Compare this with Ada packages. You have to write two files, as in C++: one with extension .ads (the specification file, analogous to .h files) and .adb (the implementation file, analogous to .cpp files). However, the Ada language allows you to specify what of the package has to be exported and what is meant to be private. This is similar to the concept of private/public methods in C++ classes, but it works at file level. It is much similar to units in Turbo Pascal, and it is much more effective. (Also, it allows the GNAT compiler to recompile outdated dependencies without the need of a Makefile.)

So, how fast is it?

I was particularly ingrigued by the fact that the GNAT Ada compiler is integrated into GCC. This allows Ada code to be optimized by the same machinery GCC employs for C/C++/Fortran/ObjC code, and it can in principle guarantee the same performance.
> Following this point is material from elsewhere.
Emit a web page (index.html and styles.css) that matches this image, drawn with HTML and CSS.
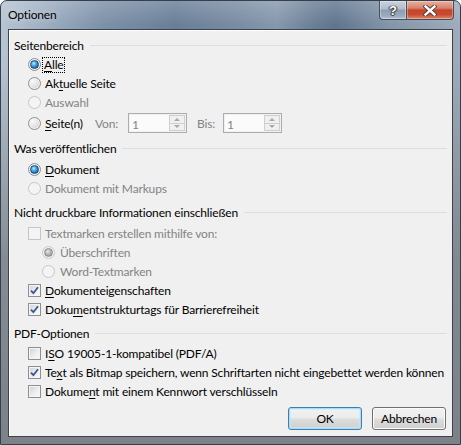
FILE: index.html
```html
<!DOCTYPE html>
<html lang="de">
<head>
<meta charset="utf-8">
<title>Optionen</title>
<link rel="stylesheet" href="styles.css">
</head>
<body>
<div class="window">
  <div class="titlebar">
    <span class="title">Optionen</span>
    <div class="caption-buttons">
      <div class="cb cb-help">?</div>
      <div class="cb cb-close">
        <svg width="14" height="11" viewBox="0 0 14 11"><path d="M2.5 1.5 L11.5 9.5 M11.5 1.5 L2.5 9.5" stroke="#4a3a36" stroke-width="4.2" stroke-linecap="square" fill="none"/><path d="M2.5 1.5 L11.5 9.5 M11.5 1.5 L2.5 9.5" stroke="#ffffff" stroke-width="2.4" stroke-linecap="square" fill="none"/></svg>
      </div>
    </div>
  </div>
  <div class="client">
    <div class="section first">
      <div class="header"><span>Seitenbereich</span><i class="rule"></i></div>
      <div class="row"><span class="radio checked"></span><span class="label focus"><u>A</u>lle</span></div>
      <div class="row"><span class="radio"></span><span class="label">Ak<u>t</u>uelle Seite</span></div>
      <div class="row disabled"><span class="radio"></span><span class="label">Auswahl</span></div>
      <div class="row pages">
        <span class="radio"></span><span class="label pl"><u>S</u>eite(n)</span>
        <span class="dim von">Von:</span>
        <span class="spin"><span class="spin-val">1</span><span class="spin-btns"><span class="sb up"></span><span class="sb down"></span></span></span>
        <span class="dim bis">Bis:</span>
        <span class="spin"><span class="spin-val">1</span><span class="spin-btns"><span class="sb up"></span><span class="sb down"></span></span></span>
      </div>
    </div>
    <div class="section">
      <div class="header"><span>Was veröffentlichen</span><i class="rule"></i></div>
      <div class="row"><span class="radio checked"></span><span class="label"><u>D</u>okument</span></div>
      <div class="row disabled"><span class="radio"></span><span class="label">Dokument mit Markups</span></div>
    </div>
    <div class="section">
      <div class="header"><span>Nicht druckbare Informationen einschließen</span><i class="rule"></i></div>
      <div class="row disabled"><span class="check"></span><span class="label">Textmarken erstellen mithilfe von:</span></div>
      <div class="row sub disabled"><span class="radio checked"></span><span class="label">Überschriften</span></div>
      <div class="row sub disabled"><span class="radio"></span><span class="label">Word-Textmarken</span></div>
      <div class="row"><span class="check checked"><svg width="11" height="11" viewBox="0 0 11 11"><path d="M2 5.6 L4.4 8.2 L9 2.2" stroke="#3c5491" stroke-width="1.8" fill="none"/></svg></span><span class="label"><u>D</u>okumenteigenschaften</span></div>
      <div class="row"><span class="check checked"><svg width="11" height="11" viewBox="0 0 11 11"><path d="M2 5.6 L4.4 8.2 L9 2.2" stroke="#3c5491" stroke-width="1.8" fill="none"/></svg></span><span class="label">Doku<u>m</u>entstrukturtags für Barrierefreiheit</span></div>
    </div>
    <div class="section last">
      <div class="header"><span>PDF-Optionen</span><i class="rule"></i></div>
      <div class="row"><span class="check"></span><span class="label">I<u>S</u>O 19005-1-kompatibel (PDF/A)</span></div>
      <div class="row"><span class="check checked"><svg width="11" height="11" viewBox="0 0 11 11"><path d="M2 5.6 L4.4 8.2 L9 2.2" stroke="#3c5491" stroke-width="1.8" fill="none"/></svg></span><span class="label">Te<u>x</u>t als Bitmap speichern, wenn Schriftarten nicht eingebettet werden können</span></div>
      <div class="row"><span class="check"></span><span class="label">Dokume<u>n</u>t mit einem Kennwort verschlüsseln</span></div>
    </div>
    <div class="buttons">
      <button class="btn default">OK</button>
      <button class="btn">Abbrechen</button>
    </div>
  </div>
</div>
</body>
</html>
```

FILE: styles.css
```css
* { box-sizing: border-box; }
html, body { margin: 0; padding: 0; }
body {
  width: 461px;
  height: 445px;
  overflow: hidden;
  background: #ffffff;
  font-family: Lato, "Liberation Sans", Arial, sans-serif;
  font-size: 12px;
  letter-spacing: -0.16px;
  color: #000;
}
.window {
  width: 461px;
  height: 445px;
  border: 1px solid #34404d;
  border-radius: 7px 7px 0 0;
  display: flex;
  flex-direction: column;
  background:
    linear-gradient(to bottom, rgba(255,255,255,0.18) 0, rgba(255,255,255,0) 24px),
    linear-gradient(to bottom, rgba(128,134,140,0) 0, rgba(128,134,140,0) 60px, rgba(124,130,136,0.85) 260px, #7c8287 100%),
    linear-gradient(to right, #b7c4d2 0%, #a2b2c4 8%, #7d91a9 22%, #697e98 38%, #7a8da4 52%, #8698ad 60%, #6b7f97 68%, #5f758e 73%, #8294a8 84%, #9eacbc 100%);
}
.titlebar {
  height: 28px;
  display: flex;
  justify-content: space-between;
  align-items: flex-start;
  padding: 0 6px 0 7px;
}
.title {
  padding-top: 6px;
  line-height: 16px;
  font-size: 12px;
  color: #000;
  text-shadow: 0 0 6px rgba(255,255,255,0.6);
}
.caption-buttons { display: flex; }
.cb {
  height: 19px;
  border: 1px solid #46505c;
  border-top: none;
  display: flex;
  align-items: center;
  justify-content: center;
}
.cb-help {
  width: 27px;
  border-radius: 0 0 0 4px;
  border-right: none;
  background: linear-gradient(#c9d3de 0%, #b0bccb 45%, #8e9db0 50%, #9aa9bb 80%, #b3c0cf 100%);
  box-shadow: inset 0 0 0 1px rgba(255,255,255,0.35);
  color: #fff;
  font-family: "Liberation Sans", Arial, sans-serif;
  font-weight: bold;
  font-size: 13px;
  line-height: 13px;
  letter-spacing: 0;
  text-shadow: 0 0 1px #333, 1px 0 1px #333, -1px 0 1px #333, 0 1px 1px #333;
}
.cb-close {
  width: 48px;
  border-radius: 0 0 4px 0;
  background: linear-gradient(#e9b1a0 0%, #d8806a 40%, #c4452c 50%, #c94a30 75%, #e0896a 100%);
  box-shadow: inset 0 0 0 1px rgba(255,255,255,0.3);
}
.cb-close svg { display: block; }
.client {
  flex: 1;
  margin: 0 7px 7px;
  background: #f0f0f0;
  border: 1px solid #3e4347;
  box-shadow: inset 1px 1px 0 #ffffff;
  padding: 5px 5px 0 5px;
  display: flex;
  flex-direction: column;
}
.section { display: flex; flex-direction: column; }
.section + .section { margin-top: 4px; }
.section:not(.first) .header + .row { margin-top: 2px; }
.section.last .header + .row { margin-top: 1px; }
.header {
  height: 20px;
  display: flex;
  align-items: center;
}
.rule {
  flex: 1;
  height: 1px;
  background: #d5dfe5;
  margin-left: 6px;
  margin-right: 0;
}
.row {
  height: 19px;
  display: flex;
  align-items: center;
  padding-left: 14px;
}
.row.sub { padding-left: 28px; }
.row.pages { height: 22px; }
.label { margin-left: 4px; white-space: nowrap; }
.row.sub .label { margin-left: 5px; }
.focus {
  outline: 1px dotted #000;
  outline-offset: 0;
  padding: 0 1px;
  margin-left: 2px;
  line-height: 14px;
}
.disabled .label { color: #838383; }
u { text-decoration: underline; text-underline-offset: 2px; }

.radio {
  width: 13px;
  height: 13px;
  flex: none;
  border-radius: 50%;
  border: 1px solid #8e8f8f;
  background: radial-gradient(circle at 35% 30%, #f8f8f8 0%, #e6e6e6 45%, #cfcfcf 100%);
  box-shadow: inset 0 0 0 1px rgba(255,255,255,0.6);
  display: flex;
  align-items: center;
  justify-content: center;
}
.radio.checked::after {
  content: "";
  width: 7px;
  height: 7px;
  border-radius: 50%;
  border: 1px solid #1b4b7d;
  background: radial-gradient(circle at 40% 35%, #c6ecff 0%, #4aaee8 35%, #1a66aa 75%, #0f4478 100%);
}
.disabled .radio {
  border-color: #c6c6c6;
  background: #f4f4f4;
  box-shadow: none;
}
.disabled .radio.checked::after {
  border-color: #8d8d8d;
  background: radial-gradient(circle at 40% 35%, #e8e8e8 0%, #b5b5b5 45%, #8a8a8a 100%);
}
.check {
  width: 13px;
  height: 13px;
  flex: none;
  border: 1px solid #8e8f8f;
  background: linear-gradient(135deg, #cdd1d6 0%, #eceef0 55%, #fbfbfb 100%);
  box-shadow: inset 0 0 0 1px #f4f4f4;
  display: flex;
  align-items: center;
  justify-content: center;
}
.check svg { display: block; }
.disabled .check {
  border-color: #c6c6c6;
  background: #f4f4f4;
  box-shadow: none;
}

.pl { width: 50px; }
.dim { color: #838383; }
.von { width: 33px; }
.bis { width: 26px; margin-left: 10px; }
.spin {
  width: 59px;
  height: 20px;
  border: 1px solid #abadb3;
  background: #fbfbfb;
  box-shadow: inset 0 0 0 1px #f0f0f0;
  display: flex;
  align-items: stretch;
  padding: 1px 1px 1px 0;
}
.spin-val {
  flex: 1;
  color: #838383;
  padding-left: 3px;
  line-height: 18px;
  padding-top: 1px;
}
.spin-btns {
  width: 16px;
  display: flex;
  flex-direction: column;
}
.sb {
  flex: 1;
  border: 1px solid #cfcfcf;
  background: #f0f0f0;
  display: flex;
  align-items: center;
  justify-content: center;
}
.sb + .sb { border-top: none; }
.sb.up::after {
  content: "";
  border-left: 3px solid transparent;
  border-right: 3px solid transparent;
  border-bottom: 3px solid #a8a8a8;
}
.sb.down::after {
  content: "";
  border-left: 3px solid transparent;
  border-right: 3px solid transparent;
  border-top: 3px solid #a8a8a8;
}

.buttons {
  display: flex;
  justify-content: flex-end;
  gap: 10px;
  margin-top: 6px;
  padding-right: 1px;
}
.btn {
  width: 74px;
  height: 23px;
  padding: 0;
  border: 1px solid #707070;
  border-radius: 3px;
  background: linear-gradient(#f2f2f2 0%, #ebebeb 48%, #dddddd 52%, #cfcfcf 100%);
  box-shadow: inset 0 0 0 1px #fbfbfb;
  font-family: Lato, "Liberation Sans", Arial, sans-serif;
  font-size: 12px;
  letter-spacing: -0.16px;
  color: #000;
}
.btn.default {
  border-color: #3c7fb1;
  box-shadow: inset 0 0 0 1px #a9ddf6, inset 0 0 0 2px rgba(200,236,252,0.6);
}
```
I was however puzzled by the results of the Computer Language Benchmarks Game, which clearly showed that on average C++ code required less memory and in some cases much less time to run (here is the GNAT/g++ comparison, and here the GNAT/gcc comparison, which is even worse for GNAT).

So I investigated a bit why this difference. I picked the k-nucleotide example, for which the fastest C code is available at this link. I found that, even if Ada is considerably slower than C, it still ranks third. In my opinion, this indicates that the C program has been dramatically optimized, not that Ada is inefficient per se.

As a side note, I found that C/C++ programs in the Shootout are sometimes so optimized that it is difficult to understand what they are doing: look at this implementation of mandelbrot, expecially the function calcrow: do you now what __builtin_ia32_cmplepd and __builtin_ia32_movmskpd are supposed to do without reading the comments? Given the large number of C/C++ programmers, I bet that it's easier to find a relatively large subset which is good in low-level optimizations and assembly coding: this might explain why C/C++ Shootout programs often perform better than Fortran and Ada.